Allowed to keep terms (ATKT) is a process in the Indian education system to allow students of pre-graduation and graduation to study in the next grade if they have failed in 1 to 4 subjects. The students must pass the papers they failed before entering into the next grade. For example, if a first-year bachelor's degree student fails to get passing marks in his four subjects, the student must pass those subjects before entering the third year, while the student can study in second year. It has backronyms like Tried and Keep trying.

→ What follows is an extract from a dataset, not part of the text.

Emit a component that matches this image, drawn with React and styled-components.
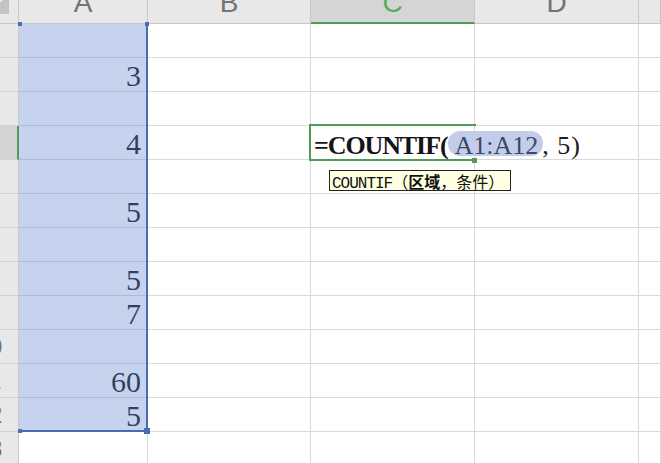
import React from 'react';
import styled, { createGlobalStyle } from 'styled-components';

const Global = createGlobalStyle`
  html, body { margin: 0; padding: 0; background: #fff; }
  body { width: 661px; height: 463px; overflow: hidden; font-family: "Liberation Sans", Arial, sans-serif; }
`;

const GREEN = '#4f9d55';
const BLUE = '#4a6db0';

const Sheet = styled.div`
  display: grid;
  grid-template-columns: 19px 129px 163px 164px 164px 1fr;
  grid-template-rows: 24px repeat(13, 34px);
  width: 661px;
  height: 463px;
  overflow: hidden;
  background: #fff;
`;

const Corner = styled.div`
  grid-area: 1 / 1;
  box-sizing: border-box;
  background: #e8e8e8;
  border-right: 1px solid #c8c8c8;
  border-bottom: 1px solid #c8c8c8;
  overflow: hidden;
  line-height: 0;
`;

const ColHead = styled.div`
  grid-area: 1 / ${(p) => p.$c};
  box-sizing: border-box;
  display: flex;
  justify-content: center;
  align-items: flex-end;
  padding-bottom: ${(p) => (p.$active ? 5 : 6)}px;
  overflow: hidden;
  background: ${(p) => (p.$active ? '#d5d5d5' : '#e8e8e8')};
  border-right: 1px solid #c8c8c8;
  border-bottom: ${(p) => (p.$active ? `2px solid ${GREEN}` : '1px solid #c8c8c8')};
  font: 28px/1 "Liberation Sans", Arial, sans-serif;
  color: ${(p) => (p.$active ? '#5aab5e' : '#737373')};
`;

const RowHead = styled.div`
  grid-area: ${(p) => p.$r} / 1;
  box-sizing: border-box;
  display: flex;
  justify-content: flex-end;
  align-items: center;
  overflow: hidden;
  background: ${(p) => (p.$active ? '#d4d4d4' : '#e8e8e8')};
  border-right: ${(p) => (p.$active ? `2px solid ${GREEN}` : '1px solid #c8c8c8')};
  border-bottom: 1px solid #d0d0d0;
  font: 24px/1 "Liberation Sans", Arial, sans-serif;
  color: #737373;
`;

const RowLabel = styled.span`
  flex: 0 0 58px;
  text-align: center;
`;

const Cell = styled.div`
  grid-area: ${(p) => p.$r} / ${(p) => p.$c};
  box-sizing: border-box;
  display: flex;
  justify-content: flex-end;
  align-items: flex-end;
  padding-right: 6px;
  border-right: 1px solid #d9d9d9;
  border-bottom: 1px solid #d9d9d9;
  font: 30px/1 "Liberation Serif", "Times New Roman", serif;
  color: #1c1c1c;
`;

const Selection = styled.div`
  grid-area: 2 / 2 / 14 / 3;
  position: relative;
  box-sizing: border-box;
  background: rgba(92, 129, 209, 0.35);
  border-right: 2px solid ${BLUE};
  border-bottom: 2px solid ${BLUE};
  pointer-events: none;
  z-index: 1;
`;

const SelHandle = styled.span`
  position: absolute;
  width: ${(p) => p.$size}px;
  height: ${(p) => p.$size}px;
  background: ${BLUE};
  ${(p) => p.$pos}
`;

const Editor = styled.div`
  grid-area: 5 / 4;
  position: relative;
  margin: -2px -1px -1px -2px;
  border: 2px solid ${GREEN};
  border-right: none;
  display: flex;
  align-items: flex-start;
  padding: 5px 0 0 3px;
  white-space: nowrap;
  z-index: 3;
`;

const EditHandle = styled.span`
  position: absolute;
  right: -1px;
  bottom: -4px;
  width: 5px;
  height: 5px;
  background: ${GREEN};
`;

const Token = styled.span`
  display: inline-block;
  height: 25px;
  line-height: 30px;
  font-family: "Liberation Serif", "Times New Roman", serif;
  font-size: 26px;
  font-weight: ${(p) => (p.$bold ? 700 : 400)};
  letter-spacing: ${(p) => p.$spacing || 0}px;
  color: ${(p) => p.$color || '#151515'};
  margin-left: ${(p) => p.$shift || 0}px;
`;

const Caret = styled.span`
  display: inline-block;
  width: 1px;
  height: 25px;
  margin-left: 1px;
  background: #000;
`;

const RefPill = styled(Token)`
  background: #c3cdea;
  border-radius: 12px;
  padding: 0 5px 0 6px;
`;

const Tip = styled.div`
  position: absolute;
  left: 18px;
  top: 44px;
  box-sizing: border-box;
  height: 21px;
  padding: 1px 6px 0 2px;
  background: #ffffe1;
  border: 1px solid #222;
  font: 16px/18px "Liberation Mono", "Courier New", monospace;
  letter-spacing: -1px;
  color: #111;
  white-space: nowrap;
  z-index: 4;
`;

const TipCjk = styled.span`
  font-family: "Noto Sans CJK SC", "Noto Sans CJK JP", sans-serif;
  font-size: 16px;
  letter-spacing: 0;
  font-weight: ${(p) => (p.$bold ? 700 : 400)};
`;

const COLS = ['A', 'B', 'C', 'D', 'E'];
const VALUES = { 2: '3', 4: '4', 6: '5', 8: '5', 9: '7', 11: '60', 12: '5' };
const ROWS = Array.from({ length: 13 }, (_, i) => i + 1);

export default function App() {
  return (
    <>
      <Global />
      <Sheet>
        <Corner>
          <svg width="9" height="14" viewBox="0 0 9 14">
            <polygon points="0,3 3,0 9,0 9,14 0,14" fill="#c4c4c4" />
          </svg>
        </Corner>
        {COLS.map((c, i) => (
          <ColHead key={c} $c={i + 2} $active={c === 'C'}>
            {c === 'E' ? '' : c}
          </ColHead>
        ))}
        {ROWS.map((r) => (
          <React.Fragment key={r}>
            <RowHead $r={r + 1} $active={r === 4}>
              <RowLabel>{r}</RowLabel>
            </RowHead>
            {COLS.map((c, i) => (
              <Cell key={c} $r={r + 1} $c={i + 2}>
                {c === 'A' ? VALUES[r] || '' : ''}
              </Cell>
            ))}
          </React.Fragment>
        ))}
        <Selection>
          <SelHandle $size={4} $pos="top: -2px; left: -1px;" />
          <SelHandle $size={4} $pos="top: -2px; right: -3px;" />
          <SelHandle $size={4} $pos="bottom: -3px; left: -1px;" />
          <SelHandle $size={6} $pos="bottom: -4px; right: -4px;" />
        </Selection>
        <Editor>
          <Token $bold $spacing={-1.1}>=COUNTIF(</Token>
          <Caret />
          <RefPill $color="#3a4868">A1:A12</RefPill>
          <Token $shift={-1} $spacing={1} $color="#1c1c1c">, 5)</Token>
          <EditHandle />
          <Tip>
            COUNTIF<TipCjk>（</TipCjk>
            <TipCjk $bold>区域</TipCjk>
            <TipCjk>，条件）</TipCjk>
          </Tip>
        </Editor>
      </Sheet>
    </>
  );
}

In some colleges this system is implemented as Supplementary Examinations especially in Engineering Colleges under the Central Government. In general, a student can pass a year with a maximum of 4 supplementary exams. Lets say someone has failed two exams in the first semester and three exams in the second semester, and he could not clear the first semester supplementary exam, he will have to repeat the year and would not be able to attend Third Semester. If someone has got five backlogs in the first semester and he clears one in the supplementary exam of the second semester, if he clears the second semester without any backlog, he will get promoted to 3rd semester but will have to clear the backlogs of the first semester. In most universities you will get three chances to clear any given backlog, Supplementary Exam, Re-Supplementary and Re-Re-Supplementary Exam also called Super-Supplementary Exam as a slang term by the students. At any given "even" semester, if your number of uncleared backlogs is more than four, you would not be promoted to the next year/semester in a Central Government Engineering Institute like IITs, NITs, IIEST etc.